By keeping the vault key remote, it ensures that you can be in full control of your encrypted data, even if a hard drive that contained your data on it was stolen (or purchased on eBay after old hardware was decommissioned).

Authenticated connection permissions configuration

A new configuration option for the server is available: authenticated_permissions. This set of permissions will be applied automatically once a user has authenticated as any known user in the database.

Multiple built-in serialization formats

As part of adopting our own serialization format, Pot, we also made it easy to set which serialization format to use on a per-collection basis. Remember, if you ever wish to skip the built-in serialization, you can always interact with the raw bytes on the Document directly.

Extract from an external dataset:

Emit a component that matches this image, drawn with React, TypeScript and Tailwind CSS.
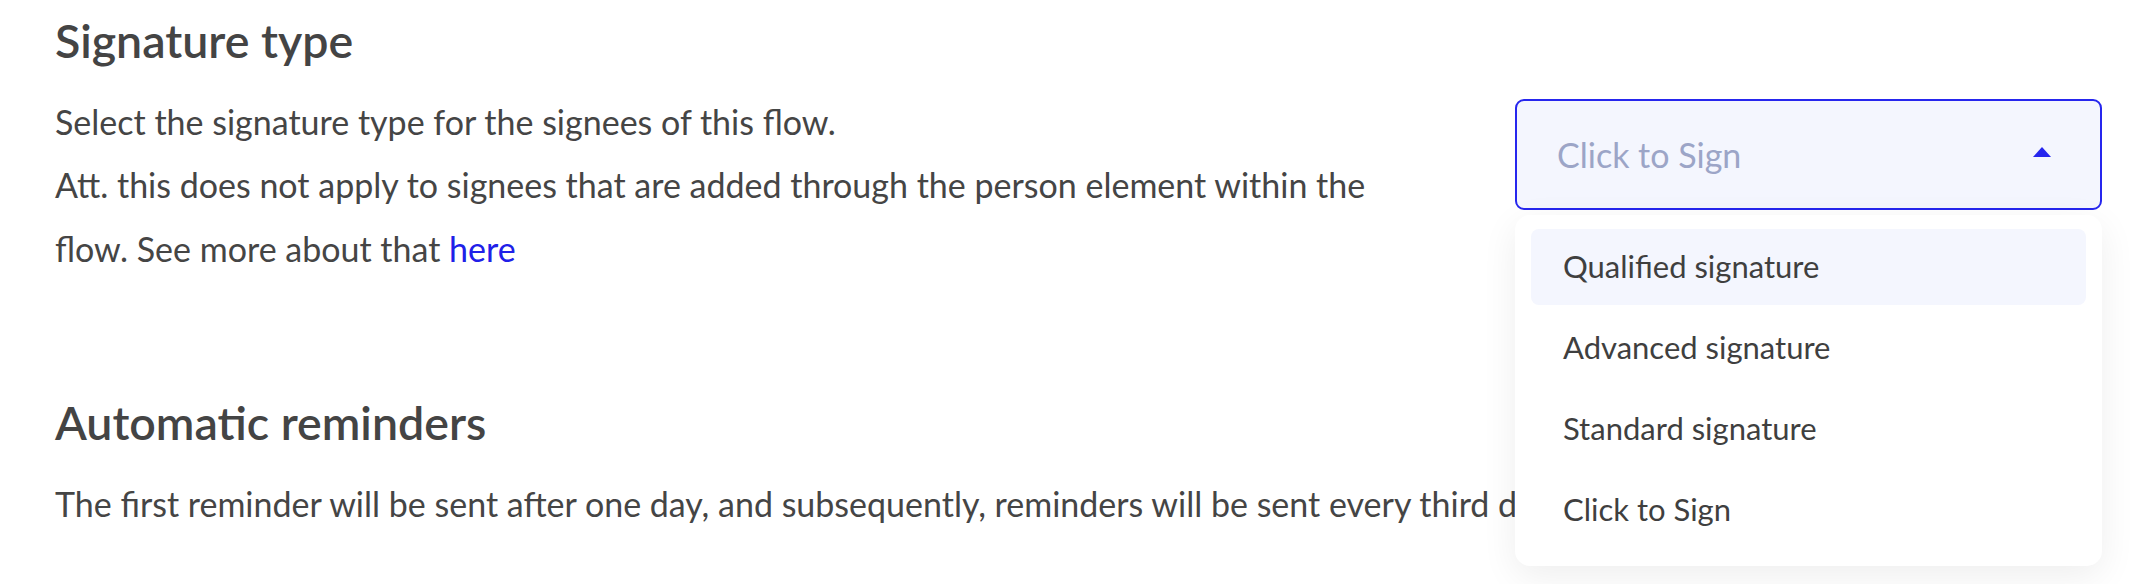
import { useState } from "react";

const OPTIONS = ["Qualified signature", "Advanced signature", "Standard signature", "Click to Sign"];

function SignatureSelect() {
  const [open] = useState(true);
  const [active] = useState(0);

  return (
    <div className="relative mt-[87px] w-[587px] shrink-0 self-start">
      <button
        type="button"
        className="flex h-[111px] w-full items-center justify-between rounded-[9px] border-2 border-[#2626ee] bg-[#f4f6fe] pl-[40px] pr-[49px] text-left"
      >
        <span className="mt-[2px] text-[34px] leading-[1.2] text-[#9ca5c7]">Click to Sign</span>
        <svg width="18" height="10" viewBox="0 0 18 10" className="-mt-[5px]">
          <polygon points="0,10 9,0 18,10" fill="#2626ee" />
        </svg>
      </button>

      {open && (
        <ul className="absolute left-0 right-0 top-full z-10 mt-[5px] flex flex-col gap-[5px] rounded-[15px] bg-white px-4 pt-[14px] pb-[18px] shadow-[0_10px_36px_rgba(0,0,0,0.07)]">
          {OPTIONS.map((opt, i) => (
            <li
              key={opt}
              className={
                "flex h-[76px] items-center rounded-[8px] px-8 text-[31px] leading-[1.2] text-[#3f3f3f] " +
                (i === active ? "bg-[#f4f6fe]" : "")
              }
            >
              {opt}
            </li>
          ))}
        </ul>
      )}
    </div>
  );
}

export default function App() {
  return (
    <div className="min-h-screen bg-white pl-[55px] pr-[38px] pt-[12px] font-['Lato',sans-serif] text-[#454545]">
      {/* signature type */}
      <section className="flex items-start justify-between">
        <div>
          <h2 className="text-[46.5px] font-semibold leading-[57.6px] text-[#444]">Signature type</h2>
          <div className="mt-[20px] w-[1345px] text-[34px] leading-[63.5px]">
            <p>Select the signature type for the signees of this flow.</p>
            <p>
              Att. this does not apply to signees that are added through the person element within the flow. See more
              about that{" "}
              <a href="#" className="text-[#2020e8]">
                here
              </a>
            </p>
          </div>
        </div>
        <SignatureSelect />
      </section>

      {/* reminders */}
      <section className="mt-[114px]">
        <h2 className="text-[46.5px] font-semibold leading-[57.6px] text-[#444]">Automatic reminders</h2>
        <p className="mt-[20px] whitespace-nowrap text-[34px] leading-[63.5px]">
          The first reminder will be sent after one day, and subsequently, reminders will be sent every third day until
          the document has been signed.
        </p>
      </section>
    </div>
  );
}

Currently, the three additional formats available through optional features are: Bincode, CBOR, and JSON.

The road to alpha 1

A lot of what I’ve written above has been what I’ve been busy working on. @dAxpeDDa has also been busy working on custodian-password (and its upstream dependencies), and our transport layer fabruic. The main “blocker” is wanting to wait until we have all dependencies updated to rustls 0.20. With the recent update to quinn, this is now possible.

The other “blocker” is project management. I’ve been spending a bit more time each day trying to flush out existing issues and write new issues. I’m wanting to announce a little bit of a roadmap with the first alpha, and hopefully attract an additional contributor or two. If you are interested in contributing, we’d love to hear from you on GitHub, our Discord, or on these forums.

I’m getting really excited at what BonsaiDb is able to do. I hope you are too!